UPS also says its new policy is needed because of the “rising cost of health care in general.” Yet this cost is rising far more slowly than it was before the Affordable Care Act was passed. Annual premiums for employer-sponsored family health coverage are up only 4 percent this year, according to the Kaiser Family Foundation. Over the past decade, they have generally been rising about three times faster. And the slowdown appears to be occurring in part in response to the new law.
It’s possible, of course, that UPS is using the health care law as a smokescreen for cutting costs it wanted to cut anyway. And at one point its internal memo takes an abnormal interest in other people’s business. “Since the Affordable Care Act requires employers to provide affordable coverage,” it reads, “we believe your spouse should be covered by their own employer.”
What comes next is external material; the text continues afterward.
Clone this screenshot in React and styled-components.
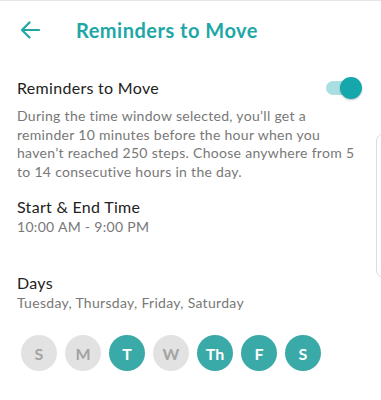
import React from "react";
import styled, { createGlobalStyle } from "styled-components";

const GlobalStyle = createGlobalStyle`
  html, body {
    margin: 0;
    padding: 0;
    background: #ffffff;
  }
  body {
    font-family: "Lato", "Open Sans", sans-serif;
    -webkit-font-smoothing: antialiased;
  }
`;

const Screen = styled.div`
  position: relative;
  width: 381px;
  height: 400px;
  overflow: hidden;
  background: #fff;
  border-top: 1px solid #e6e6e6;
  box-sizing: border-box;
`;

const Header = styled.div`
  display: flex;
  align-items: center;
  height: 58px;
  padding-left: 19px;
`;

const BackButton = styled.button`
  display: flex;
  align-items: center;
  justify-content: center;
  width: 22px;
  height: 22px;
  padding: 0;
  border: none;
  background: none;
  color: #1ea7a6;
  margin-right: 35px;
`;

const Title = styled.h1`
  margin: 0;
  font-size: 20px;
  font-weight: 700;
  color: #1ea7a6;
  letter-spacing: 0.5px;
`;

const Content = styled.div`
  padding: 18px 17px 0 17px;
`;

const ToggleRow = styled.div`
  display: flex;
  align-items: center;
  justify-content: space-between;
`;

const Label = styled.div`
  font-size: 16px;
  color: #222;
  line-height: 22px;
  letter-spacing: 0.3px;
`;

const Sub = styled.div`
  font-size: 14px;
  color: #787878;
  line-height: 18.5px;
  letter-spacing: 0.3px;
  margin-top: ${({ $gap }) => $gap || 0}px;
`;

const Track = styled.div`
  position: relative;
  width: 28px;
  height: 14px;
  border-radius: 7px;
  background: #a9dfe0;
  margin-right: 10px;
`;

const Knob = styled.div`
  position: absolute;
  top: -4px;
  right: -8px;
  width: 22px;
  height: 22px;
  border-radius: 50%;
  background: #16a7ac;
  box-shadow: 0 1px 2px rgba(0, 0, 0, 0.25);
`;

const Section = styled.div`
  margin-top: ${({ $top }) => $top}px;
`;

const DayRow = styled.div`
  display: flex;
  gap: 8px;
  margin-top: 23px;
  padding-left: 4px;
`;

const Day = styled.div`
  width: 36px;
  height: 36px;
  border-radius: 50%;
  display: flex;
  align-items: center;
  justify-content: center;
  font-size: 16px;
  font-weight: 700;
  background: ${({ $on }) => ($on ? "#3aaaa8" : "#e2e2e2")};
  color: ${({ $on }) => ($on ? "#ffffff" : "#a3a3a3")};
`;

const EdgeHandle = styled.div`
  position: absolute;
  top: 132px;
  left: 376px;
  width: 20px;
  height: 143px;
  border: 1px solid #dcdcdc;
  border-radius: 8px;
  background: #fff;
`;

const days = [
  { k: "S", on: false },
  { k: "M", on: false },
  { k: "T", on: true },
  { k: "W", on: false },
  { k: "Th", on: true },
  { k: "F", on: true },
  { k: "S", on: true },
];

export default function App() {
  return (
    <Screen>
      <GlobalStyle />
      <Header>
        <BackButton aria-label="Back">
          <svg width="20" height="18" viewBox="0 0 20 18" fill="none">
            <path
              d="M19 9H2M9.5 1.5L2 9l7.5 7.5"
              stroke="currentColor"
              strokeWidth="2.2"
              strokeLinecap="round"
              strokeLinejoin="round"
            />
          </svg>
        </BackButton>
        <Title>Reminders to Move</Title>
      </Header>
      <Content>
        <ToggleRow>
          <Label>Reminders to Move</Label>
          <Track>
            <Knob />
          </Track>
        </ToggleRow>
        <Sub $gap={8}>
          During the time window selected, you’ll get a reminder 10 minutes
          before the hour when you haven’t reached 250 steps. Choose anywhere
          from 5 to 14 consecutive hours in the day.
        </Sub>
        <Section $top={15}>
          <Label>Start &amp; End Time</Label>
          <Sub>10:00 AM - 9:00 PM</Sub>
        </Section>
        <Section $top={35}>
          <Label>Days</Label>
          <Sub>Tuesday, Thursday, Friday, Saturday</Sub>
        </Section>
        <DayRow>
          {days.map((d, i) => (
            <Day key={i} $on={d.on}>
              {d.k}
            </Day>
          ))}
        </DayRow>
      </Content>
      <EdgeHandle />
    </Screen>
  );
}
Duly noted, UPS. Also to note: The very law the company cites is helping to save people money on health care. It would be a lot harder for UPS to cut coverage to employees’ spouses if those spouses were to be left without coverage at all. The Affordable Care Act gives people more options for health insurance — either from employers or on the individual market that the new state exchanges will provide.
No one can blame companies for wanting to shift the cost of covering some workers’ spouses to those spouses’ employers. But such a shift needn’t lead to any loss of coverage — a happy outcome that Obamacare makes more likely, not less.